Advanced fourth-generation magnet injectors with improved adjustability and a seven-hole injection nozzle guaranteed up to four injections per combustion cycle. After a maximum of two pre-injections came the main injection followed by a post-injection if required. This resulted in a gentle increase in pressure and thus to smooth and quiet engine operation.
The new injectors operated without leakage. Consequently a leakage line to collect and return fuel was no longer necessary. This improved the heat management of the injection system and made fuel cooling redundant. A compact two-plunger high-pressure pump guaranteed the required pressure in the rail. Filling was regulated by a butterfly valve. The necessary drive output of the pump was significantly reduced – just one of many examples of fuel-saving measures.
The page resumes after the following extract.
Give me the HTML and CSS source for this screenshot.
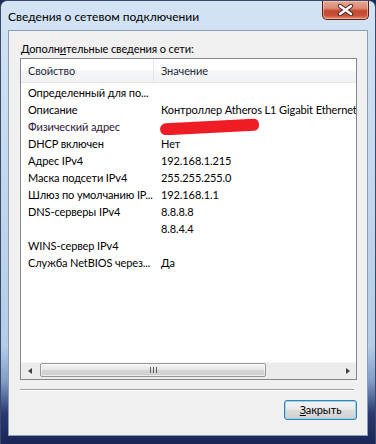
FILE: index.html
```html
<!DOCTYPE html>
<html>
  <head>
    <meta charset="utf-8">
    <title>Сведения о сетевом подключении</title>
    <link rel="stylesheet" href="styles.css">
  </head>
  <body>
    <div class="window">
      <div class="titlebar">
        <span class="titlebar__text">Сведения о сетевом подключении</span>
        <button type="button" class="titlebar__close">
          <svg width="17" height="12" viewBox="0 0 17 12">
            <path d="M3 2 L14 10 M14 2 L3 10" stroke="#4a2a2a" stroke-width="4.4" stroke-linecap="round"/>
            <path d="M3 2 L14 10 M14 2 L3 10" stroke="#ffffff" stroke-width="2.4" stroke-linecap="round"/>
          </svg>
        </button>
      </div>
      <div class="client">
        <div class="client__label">Дополн<u>и</u>тельные сведения о сети:</div>
        <div class="details">
          <div class="details__header">
            <span class="details__name">Свойство</span>
            <span class="details__value">Значение</span>
          </div>
          <ul class="details__rows">
            <li class="details__row"><span class="details__name">Определенный для по...</span><span class="details__value"></span></li>
            <li class="details__row"><span class="details__name">Описание</span><span class="details__value">Контроллер Atheros L1 Gigabit Ethernet</span></li>
            <li class="details__row"><span class="details__name details__name--mac">Физический адрес</span><span class="details__value"><span class="details__hidden"></span></span></li>
            <li class="details__row"><span class="details__name">DHCP включен</span><span class="details__value">Нет</span></li>
            <li class="details__row"><span class="details__name">Адрес IPv4</span><span class="details__value">192.168.1.215</span></li>
            <li class="details__row"><span class="details__name">Маска подсети IPv4</span><span class="details__value">255.255.255.0</span></li>
            <li class="details__row"><span class="details__name">Шлюз по умолчанию IP...</span><span class="details__value">192.168.1.1</span></li>
            <li class="details__row"><span class="details__name">DNS-серверы IPv4</span><span class="details__value">8.8.8.8</span></li>
            <li class="details__row"><span class="details__name"></span><span class="details__value">8.8.4.4</span></li>
            <li class="details__row"><span class="details__name">WINS-сервер IPv4</span><span class="details__value"></span></li>
            <li class="details__row"><span class="details__name">Служба NetBIOS через...</span><span class="details__value">Да</span></li>
          </ul>
          <div class="scrollbar">
            <span class="scrollbar__arrow scrollbar__arrow--left"></span>
            <div class="scrollbar__track">
              <div class="scrollbar__thumb"><span class="scrollbar__grip"></span></div>
            </div>
            <span class="scrollbar__arrow scrollbar__arrow--right"></span>
          </div>
        </div>
        <div class="client__sep"></div>
        <div class="client__footer">
          <button type="button" class="client__close"><u>З</u>акрыть</button>
        </div>
      </div>
    </div>
  </body>
</html>
```

FILE: styles.css
```css
body {
    margin: 0;
    font-family: Lato, "Noto Sans", sans-serif;
    font-size: 11px;
    letter-spacing: -0.1px;
    color: #000;
    background: #1b2758;
}
ul, li {
    margin: 0;
    padding: 0;
    list-style-type: none;
}
button {
    font: inherit;
    letter-spacing: inherit;
    color: inherit;
    padding: 0;
}

.window {
    width: 376px;
    height: 444px;
    box-sizing: border-box;
    border: 1px solid #3c4a6a;
    border-bottom: none;
    border-radius: 7px 7px 0 0;
    background: linear-gradient(to bottom, #d3e3f4 0, #c3d8ee 40%, #b4cce8 78%, #7f9bc6 86%, #2a3a72 93%, #1a2556 100%);
    display: flex;
    flex-direction: column;
}

.titlebar {
    height: 29px;
    display: flex;
    justify-content: space-between;
    align-items: flex-start;
}
.titlebar__text {
    margin: 8px 0 0 7px;
    font-size: 12px;
    letter-spacing: 0;
    line-height: 15px;
}
.titlebar__close {
    width: 47px;
    height: 19px;
    margin-right: 6px;
    border: 1px solid #5a2018;
    border-top: none;
    border-radius: 0 0 5px 5px;
    background: linear-gradient(to bottom, #e8a594 0, #dc8a74 40%, #c6452f 55%, #c8523a 80%, #df8a6b 100%);
    box-shadow: inset 0 0 0 1px rgba(255, 220, 210, 0.5);
    display: flex;
    align-items: center;
    justify-content: center;
}

.client {
    flex: 1;
    margin: 0 7px 8px 7px;
    border: 1px solid #8c9db5;
    background: #f0f0f0;
    padding: 9px 10px 0 11px;
    display: flex;
    flex-direction: column;
}
.client__label {
    margin-left: 1px;
    line-height: 17px;
    height: 17px;
}
.client__label u {
    text-decoration-thickness: 1px;
}

.details {
    margin-top: 1px;
    height: 322px;
    box-sizing: border-box;
    border: 1px solid #828790;
    background: #fff;
    display: flex;
    flex-direction: column;
}
.details__header {
    height: 24px;
    display: flex;
    align-items: center;
    background: linear-gradient(to bottom, #ffffff 0, #ffffff 45%, #f4f5f7 55%, #f1f2f4 100%);
    border-bottom: 1px solid #e5e5e5;
    box-sizing: border-box;
    color: #1e2a3a;
}
.details__header .details__name {
    height: 24px;
    line-height: 24px;
    border-right: 1px solid #e3e5e8;
}
.details__rows {
    flex: 1;
    padding-top: 1px;
}
.details__row {
    height: 17px;
    line-height: 17px;
    display: flex;
}
.details__name {
    width: 133px;
    flex: none;
    box-sizing: border-box;
    padding-left: 7px;
    white-space: nowrap;
    overflow: hidden;
}
.details__name--mac {
    color: #2a1236;
}
.details__value {
    flex: 1;
    min-width: 0;
    padding-left: 7px;
    white-space: nowrap;
    overflow: hidden;
    display: flex;
    align-items: center;
}
.details__hidden {
    display: block;
    flex: none;
    width: 99px;
    height: 12px;
    margin: 1px 0 0 -1px;
    border-radius: 6px 5px 5px 6px;
    background: #ee1c25;
    transform: rotate(-3deg);
}

.scrollbar {
    height: 17px;
    display: flex;
    background: #ececec;
    border-top: 1px solid #f6f6f6;
    box-sizing: border-box;
}
.scrollbar__arrow {
    width: 17px;
    flex: none;
    display: flex;
    align-items: center;
    justify-content: center;
}
.scrollbar__arrow::before {
    content: "";
    border-top: 3.5px solid transparent;
    border-bottom: 3.5px solid transparent;
}
.scrollbar__arrow--left::before {
    border-right: 4px solid #404040;
}
.scrollbar__arrow--right::before {
    border-left: 4px solid #404040;
}
.scrollbar__track {
    flex: 1;
    padding: 0 2px 1px 2px;
}
.scrollbar__thumb {
    width: 226px;
    height: 14px;
    box-sizing: border-box;
    border: 1px solid #979797;
    border-radius: 2px;
    background: linear-gradient(to bottom, #f3f3f3 0, #e8e8e8 45%, #d5d5d5 55%, #cfcfcf 100%);
    box-shadow: inset 0 0 0 1px rgba(255, 255, 255, 0.6);
    display: flex;
    align-items: center;
    justify-content: center;
}
.scrollbar__grip {
    width: 7px;
    height: 6px;
    background: repeating-linear-gradient(to right, #5b5b5b 0, #5b5b5b 1px, transparent 1px, transparent 3px);
}

.client__sep {
    margin: 9px 3px 0 0;
    height: 1px;
    background: #a0a0a0;
    border-bottom: 1px solid #fdfdfd;
}
.client__footer {
    display: flex;
    justify-content: flex-end;
    padding-top: 9px;
}
.client__close {
    width: 73px;
    height: 20px;
    border: 1px solid #3c7fb1;
    border-radius: 3px;
    background: linear-gradient(to bottom, #f2f2f2 0, #ebebeb 45%, #dddddd 50%, #cfcfcf 100%);
    box-shadow: inset 0 0 0 1px #8fd6f5;
    line-height: 16px;
}
```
High efficiency, rapid dynamic response
The developers paid great attention to turbocharging. This was critical not only in establishing nominal data for output and torque, but also for the dynamic power curve and thus the engine’s dynamic response. In the basis version with 70 kW the engine drew its air from a single-stage exhaust gas turbocharger with variable turbine geometry. Its characteristics were high efficiency and rapid dynamic response.
With the two other power variants of the four-cylinder unit, the turbocharger chosen was an advanced version of the two-stage unit from the predecessor engine – the first turbocharger to be used in a van. In this case the system combined a small high-pressure turbo and a large low-pressure turbo. The two turbines operated in series. At low engine speeds the compact high-pressure turbo took care of charging alone. This meant that even at very low revs it was possible to build high charge-air pressure. A wastegate valve prevented overload. From medium engine speeds upwards, the charge-air pressure control valve of the low-pressure turbocharger opened wide enough to enable this turbocharger to take over turbine operations. This, too, was fitted with a wastegate.
Thanks to consistent optimisation of all major assemblies, this combination achieved not only excellent dynamic response at low engine speeds, but also excellent operating characteristics at high revs and top performance across the entire engine speed range. Maximum torque was available at very low revs and continued over a wide engine speed range. The switch from single-stage to two-stage operation and vice versa was not apparent to the driver and the engine characteristics were those of a large-volume diesel engine.
Enlarged intercooler, maximum specific output
The enlarged intercooler improved cooling efficiency by 20 percent compared with the predecessor engine and laid the basis for a very high specific engine output. The lower temperature of the compressed and warmed charge air of around 140 degrees meant that a larger mass of air was able to enter the combustion chambers.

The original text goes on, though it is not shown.